Consider research programmes such as retail measurement
that track item sales in store, consumer panels that track the item purchases in homes or TAM (TV
audience measurement) that tracks TV viewership. Each of these platforms track a continuous
variable (e.g. sales, purchases or viewership) in a population.

The CLT (central limit theorem) provides the foundation for setting the sample size
for the variables measured in these programmes.

As mentioned before, the sample size required to estimate a variable is dependent on
population variance, sampling design and the desired level of precision. And the desired level of precision
is defined by two statistics — *confidence interval* or *margin of error* and *confidence level*.
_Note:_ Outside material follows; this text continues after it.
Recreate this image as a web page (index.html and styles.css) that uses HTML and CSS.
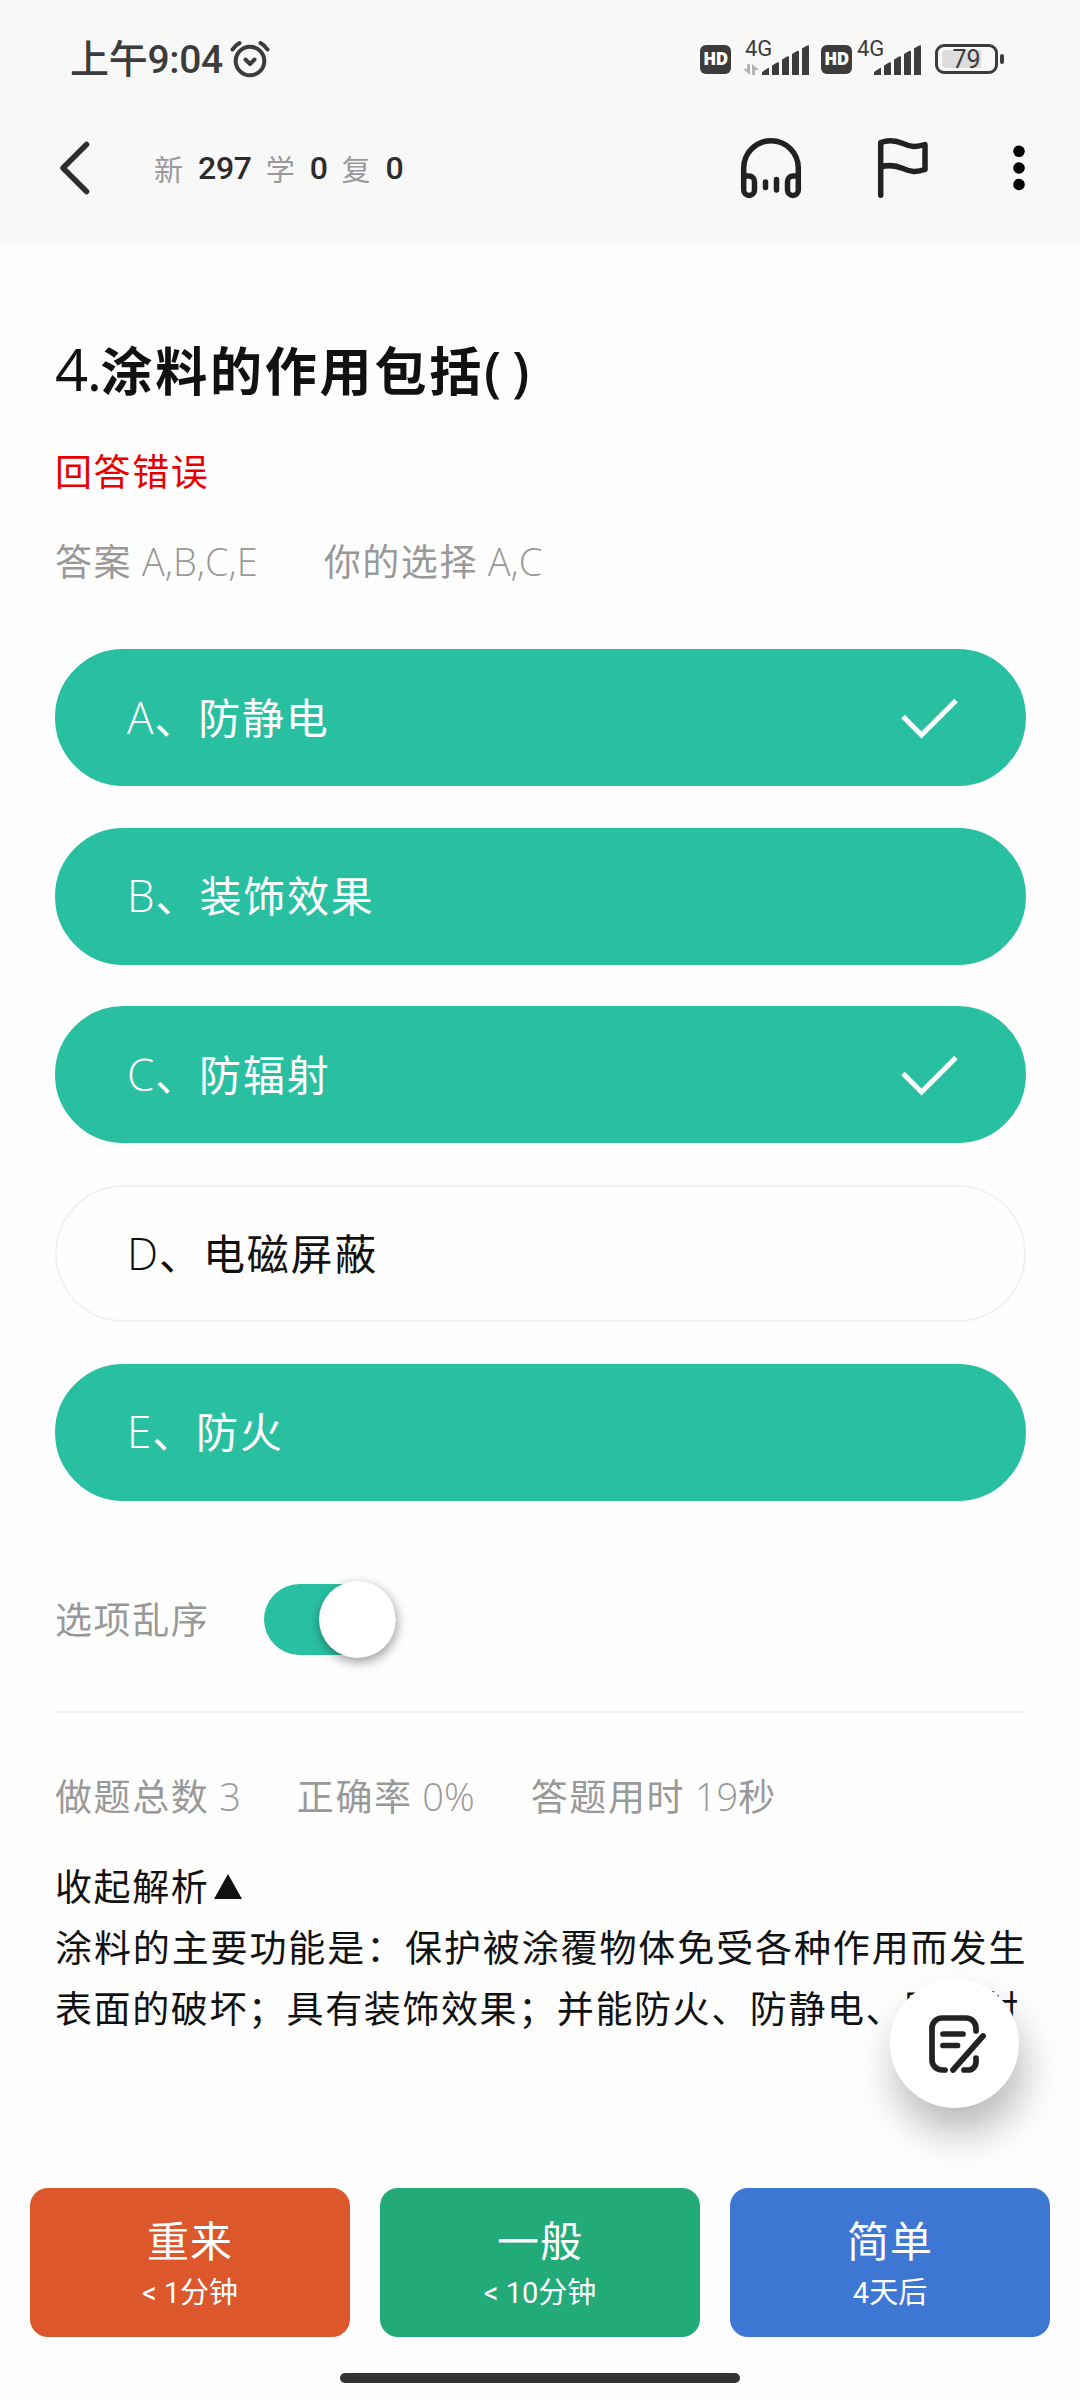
FILE: index.html
```html
<!doctype html>
<html lang="zh-CN">
<head>
    <meta charset="utf-8">
    <meta name="viewport" content="width=device-width, initial-scale=1.0">
    <title>涂料的作用包括</title>
    <link rel="stylesheet" href="styles.css">
</head>

<body>

<header class="header">
    <div class="status">
        <span class="time">上午9:04</span>
        <svg class="alarm" width="40" height="38" viewBox="0 0 40 38" fill="none" stroke="#3c3c3c" stroke-width="4" stroke-linecap="round" stroke-linejoin="round">
            <circle cx="20" cy="21" r="14.3"/>
            <path d="M2.500 9.500Q5 5.500 9.500 3M37.500 9.500Q35 5.500 30.500 3M15.500 19.500L20 24L24.500 19.500"/>
        </svg>
        <div class="status-right">
            <span class="hd">HD</span>
            <svg class="signal" width="66" height="38" viewBox="0 0 66 38">
                <text x="2" y="16">4G</text>
                <path fill="#b4b4b4" d="M4 24h3v11L0 29h4zM9 24l7 6h-4v5H9z"/>
                <path fill="#3c3c3c" d="M19 35v-3l6-4h1v7zM29 35V25.500l5-3h2v12.500zM39 35V19.500l5-3h2v18.500zM49 35V14l5-3h2v24zM59 35V8.500l5-3h2v29.500z"/>
            </svg>
            <span class="hd hd-second">HD</span>
            <svg class="signal signal-second" width="66" height="38" viewBox="0 0 66 38">
                <text x="2" y="16">4G</text>
                <path fill="#3c3c3c" d="M19 35v-3l6-4h1v7zM29 35V25.500l5-3h2v12.500zM39 35V19.500l5-3h2v18.500zM49 35V14l5-3h2v24zM59 35V8.500l5-3h2v29.500z"/>
            </svg>
            <span class="battery"><span class="level">79</span></span>
            <span class="battery-tip"></span>
        </div>
    </div>
    <nav class="nav">
        <svg class="back" width="30" height="54" viewBox="0 0 30 54" fill="none" stroke="#2c2c2c" stroke-width="5.500" stroke-linecap="round" stroke-linejoin="round">
            <path d="M26.500 3.500L3 27L26.500 50.500"/>
        </svg>
        <div class="counts">
            <span>新</span><b>297</b><span>学</span><b>0</b><span>复</span><b>0</b>
        </div>
        <svg class="headphones" width="60" height="60" viewBox="0 0 60 60" fill="none" stroke="#222" stroke-width="5.500" stroke-linecap="round">
            <path d="M2.700 52V30a27.300 27.300 0 0 1 54.600 0V52M2.700 38H8a5.500 5.500 0 0 1 5.500 5.500V52a5.400 5.400 0 0 1-10.800 0M57.300 38H52a5.500 5.500 0 0 0-5.500 5.500V52a5.400 5.400 0 0 0 10.800 0M24.500 44v5.500M35.500 41.500V52"/>
        </svg>
        <svg class="flag" width="50" height="60" viewBox="0 0 50 60" fill="none" stroke="#222" stroke-width="5.500" stroke-linecap="round" stroke-linejoin="round">
            <path d="M2.700 57.300V4.500C11 1.500 17 2 25 5.500S38 9.500 47 6.500V31.500C38 34.500 33 34 25 30.500S11 26.500 2.700 29"/>
        </svg>
        <svg class="more" width="12" height="46" viewBox="0 0 12 46">
            <circle cx="6" cy="6.300" r="5.800"/><circle cx="6" cy="23" r="5.800"/><circle cx="6" cy="39.500" r="5.800"/>
        </svg>
    </nav>
</header>

<main class="question">
    <h1><span class="num">4.</span>涂料的作用包括<span class="paren">( )</span></h1>
    <p class="wrong">回答错误</p>
    <p class="answers"><span>答案 <i>A,B,C,E</i></span><span>你的选择 <i>A,C</i></span></p>

    <ul class="options">
        <li class="right"><span><i>A</i>、防静电</span>
            <svg width="58" height="42" viewBox="0 0 58 42" fill="none" stroke="#fff" stroke-width="5"><path d="M3 19.500L21.500 38L56 3.500"/></svg>
        </li>
        <li class="right"><span><i>B</i>、装饰效果</span></li>
        <li class="right"><span><i>C</i>、防辐射</span>
            <svg width="58" height="42" viewBox="0 0 58 42" fill="none" stroke="#fff" stroke-width="5"><path d="M3 19.500L21.500 38L56 3.500"/></svg>
        </li>
        <li><span><i>D</i>、电磁屏蔽</span></li>
        <li class="right"><span><i>E</i>、防火</span></li>
    </ul>

    <div class="shuffle">
        <span>选项乱序</span>
        <div class="switch"><div class="thumb"></div></div>
    </div>

    <p class="stats"><span>做题总数 <i>3</i></span><span>正确率 <i>0%</i></span><span>答题用时 <i>19</i>秒</span></p>

    <div class="analysis">
        <div class="fold">收起解析<svg width="28" height="25" viewBox="0 0 28 25"><path fill="#111" d="M14 0L28 25H0z"/></svg></div>
        <p>涂料的主要功能是：保护被涂覆物体免受各种作用而发生表面的破坏；具有装饰效果；并能防火、防静电、防辐射</p>
    </div>
</main>

<div class="note">
    <svg width="56" height="58" viewBox="0 0 56 58" fill="none" stroke="#222" stroke-width="5.700" stroke-linecap="round">
        <path d="M16 55H13A10 10 0 0 1 3 45V13A10 10 0 0 1 13 3H37A10 10 0 0 1 47 13V16M47 43V47A8 8 0 0 1 39 55H35M14 19H34M14 30.500H28.500M54 21L24 55"/>
    </svg>
</div>

<footer class="footer">
    <div class="buttons">
        <button class="again">重来<small>&lt; 1分钟</small></button>
        <button class="normal">一般<small>&lt; 10分钟</small></button>
        <button class="easy">简单<small>4天后</small></button>
    </div>
    <div class="home-bar"></div>
</footer>

</body>

</html>
```
FILE: styles.css
```css
* {
    box-sizing: border-box;
}

body {
    margin: 0;
    width: 1080px;
    height: 2400px;
    display: flex;
    flex-direction: column;
    position: relative;
    overflow: hidden;
    background: #fefefe;
    color: #111;
    font-family: "Open Sans", "Noto Sans CJK SC", sans-serif;
}

h1, p, ul {
    margin: 0;
    padding: 0;
}

i {
    font-style: normal;
    font-weight: 300;
    letter-spacing: 0;
}

svg {
    display: block;
    flex: none;
    overflow: visible;
}

/* status bar + nav */
.header {
    height: 245px;
    flex: none;
    background: #f8f8f8;
    font-family: Roboto, "Noto Sans CJK SC", sans-serif;
}

.status {
    display: flex;
    align-items: center;
    height: 118px;
    padding: 0 76px 0 70px;
    color: #3c3c3c;
}

.time {
    width: 153px;
    margin-right: 7px;
    padding-bottom: 6px;
    font-size: 39px;
    font-weight: 500;
    letter-spacing: -.3px;
    white-space: nowrap;
}

.status-right {
    display: flex;
    align-items: center;
    margin-left: auto;
}

.hd {
    width: 31px;
    height: 29px;
    border-radius: 6px;
    background: #3c3c3c;
    color: #fff;
    font: 800 17px/28px "Open Sans", sans-serif;
    letter-spacing: -.5px;
    text-align: center;
}

.signal {
    margin: 0 0 0 12px;
}

.signal text {
    font: 22px Roboto, sans-serif;
    fill: #3c3c3c;
}

.hd-second {
    margin-left: 12px;
}

.signal-second {
    margin-left: 3px;
}

.battery {
    width: 63px;
    height: 30px;
    margin-left: 14px;
    padding: 3px 4px;
    border: 3px solid #3c3c3c;
    border-radius: 9px;
}

.level {
    display: block;
    height: 18px;
    border-radius: 4px;
    background: linear-gradient(90deg, #ddd 39px, transparent 39px);
    font-size: 25px;
    line-height: 19px;
    text-align: center;
}

.battery-tip {
    width: 4px;
    height: 10px;
    margin-left: 2px;
    border-radius: 2px;
    background: #3c3c3c;
}

.nav {
    display: flex;
    align-items: center;
    height: 100px;
    padding: 0 55px 0 60px;
}

.counts {
    display: flex;
    align-items: center;
    width: 300px;
    margin-left: 64px;
    color: #999;
    font-size: 29px;
    white-space: nowrap;
}

.counts b {
    margin: 0 14px 0 15px;
    color: #2c2c2c;
    font-size: 32px;
    font-weight: 500;
    letter-spacing: -.3px;
}

.headphones {
    margin-left: auto;
}

.flag {
    margin-left: 77px;
}

.more {
    margin-left: 85px;
}

/* question */
.question {
    padding: 80px 54px 0 55px;
    font-size: 37px;
    letter-spacing: 1.600px;
}

h1 {
    height: 88px;
    font-size: 52px;
    line-height: 88px;
    letter-spacing: 2.800px;
}

.num {
    font-size: 58px;
    font-weight: 400;
    letter-spacing: -1.500px;
}

.paren {
    font-size: 54px;
    font-weight: 600;
    letter-spacing: 0;
    word-spacing: -3px;
}

.wrong {
    margin-top: 29px;
    line-height: 60px;
    color: #e60000;
}

.answers,
.stats {
    display: flex;
    color: #999;
    line-height: 60px;
    word-spacing: -1.500px;
}

.answers {
    gap: 66px;
    margin-top: 29px;
}

.answers i,
.stats i {
    font-size: 38px;
}

.options {
    display: grid;
    gap: 41.700px;
    margin-top: 57px;
    list-style: none;
    font-size: 42px;
    letter-spacing: 1.800px;
}

.options li {
    display: flex;
    align-items: center;
    justify-content: space-between;
    height: 137px;
    padding: 0 66px 0 70px;
    border: 2px solid #f2f2f2;
    border-radius: 70px;
}

.options span {
    padding-bottom: 4px;
}

.options i {
    font-size: 44px;
    letter-spacing: 1px;
}

.options .right {
    border-color: #29c0a2;
    background: #29c0a2;
    color: #fff;
}

.shuffle {
    display: flex;
    align-items: center;
    height: 212px;
    padding-top: 27px;
    border-bottom: 2px solid #f0f0f0;
    color: #999;
}

.shuffle span {
    padding-bottom: 3px;
}

.switch {
    display: flex;
    align-items: center;
    justify-content: flex-end;
    width: 132px;
    height: 71px;
    margin-left: 55px;
    border-radius: 36px;
    background: #29c0a2;
}

.thumb {
    flex: none;
    width: 77px;
    height: 77px;
    border-radius: 50%;
    background: #fff;
    box-shadow: 1px 4px 12px rgba(0, 0, 0, .4);
}

.stats {
    gap: 56px;
    margin-top: 53px;
}

.analysis {
    margin-top: 29px;
    line-height: 61px;
}

.analysis p {
    width: 972px;
    line-break: anywhere;
    text-align: justify;
}

.fold {
    display: flex;
    align-items: center;
    gap: 5px;
}

/* floating note button */
.note {
    position: absolute;
    left: 890px;
    top: 1979px;
    display: flex;
    align-items: center;
    justify-content: center;
    width: 129px;
    height: 129px;
    padding-left: 5px;
    border-radius: 50%;
    background: #fff;
    box-shadow: 5px 25px 40px rgba(0, 0, 0, .27);
}

/* rating buttons */
.footer {
    margin-top: auto;
    padding: 0 30px 17px;
}

.buttons {
    display: grid;
    grid-template-columns: repeat(3, 1fr);
    gap: 30px;
}

.buttons button {
    height: 149px;
    padding: 4px 0 0;
    border: 0;
    border-radius: 18px;
    color: #fff;
    font: 42px/56px Roboto, "Noto Sans CJK SC", sans-serif;
    letter-spacing: 1px;
}

.buttons small {
    display: block;
    font-size: 29px;
    line-height: 44px;
    letter-spacing: 0;
}

.again {
    background: #dc572c;
}

.normal {
    background: #22aa78;
}

.easy {
    background: #3e76d4;
}

.home-bar {
    width: 400px;
    height: 10px;
    margin: 36px auto 0;
    border-radius: 5px;
    background: #323232;
}
```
If the confidence level is set at 90%, and the margin of error is *e*, then based
on the normal distribution (see Exhibit 33.2):

$$e = 1.65 σ$$

In general:

$$e = Z σ$$

Where:

e: margin of error

Z: standardized value associated with the level
of confidence. If level of confidence is:

90% then Z=1.65

95% then Z=1.96

99% then Z=2.58

Furthermore, according to the CLT the variance of the sampling distribution (σ^{2})
is a function of the sample size (n), and the universe variance (S^{2}):
$$ σ^2 = \frac {S^2}{n} $$

Substituting for *s *^{2} :

$$ e^2= \frac {Z^2 S^2}{n}$$

$$\mathbf {n=\frac{Z^2S^2}{e^2}=\left(\frac{ZS}{e}\right)^2, \;\; e = \frac {ZS}{\sqrt n}}$$

If the margin of error is expressed as a proportion of parameter
value, e' = e/µ, and S' = RSE (relative sampling error) = S/µ, the above formulae
may be rewritten as:

$$\mathbf {n=\frac{Z^2S'^2}{e'^2}=\left(\frac{ZS'}{e'}\right)^2, \;\; e' = \frac {ZS'}{\sqrt n}}$$

**Example 1**

If the standard deviation
of the sale of a category in provision shops is *80,* and the average
sales per store, *μ*,* *is about *200*, then the required sample
size, so that the sales estimates fall within *±6%* of its true
value with a confidence level of 90% is equal to:

$$n_{prov}=\left(\frac{ZS}{e}\right)^2=\left(\frac{1.65×80}{0.06 × 200}\right)^2=121$$

Take note that in order to half a sampling error we
need to quadruple the sampling size. If the sampling error was reduced to 3% (0.03),
the required sample size will be 484.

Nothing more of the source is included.